Les groupes islamistes imposent la charia islamique aux habitants de
Bassora. Un Emirat islamiste médiéval se dessine dans le sud de l’Irak où
des millions d’Irakiens vivent dans la crainte constante.

Une année sous l’imposition de la coalition de gouvernement dirigé par les USA confirme ce que nous avions prévu sur ce qui adviendrait en Irak avant que la guerre n’ait eu lieu. Maintenant, la direction dans laquelle se dirige l’Irak est claire, de même que le visage futur de l’Irak sous cette coalition.

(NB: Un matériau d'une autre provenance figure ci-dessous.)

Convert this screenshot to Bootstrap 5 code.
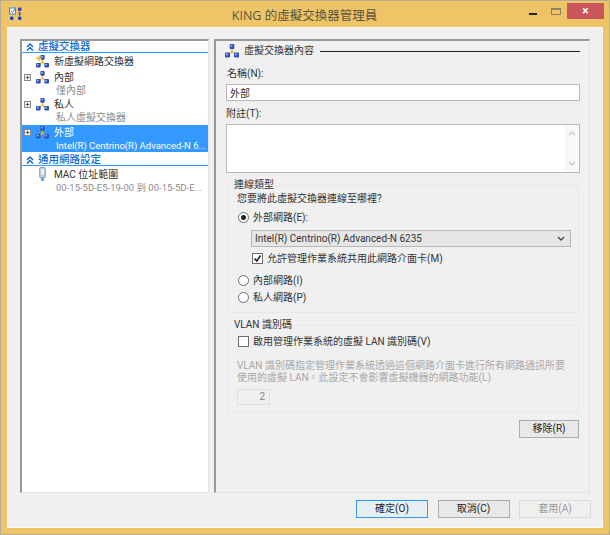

La guerre des USA a eu comme conséquence le renversement du régime bassiste et la désintégration totale de l’Etat bassiste sans que celui-ci ne soit remplacé par une autre forme de gouvernement. Ceci a créé un vide politique et administratif mortel où la désintégration sociale totale, le chaos, le désordre et le sentiment d’abandon sont devenus les normes de la vie au quotidien. Au sein de la société moderne et civile irakienne, la vie et le tissu social ont été totalement désorganisés. La population a été privée de pain, de sécurité, d’électricité, d’approvisionnement en eau, de sources de revenus, de logement, de services de santé et des autres services sociaux et conditions élémentaires de la vie civique. Dans cette situation chaotique et sans précédent, les droits les plus fondamentaux et les libertés de la population ont été violés.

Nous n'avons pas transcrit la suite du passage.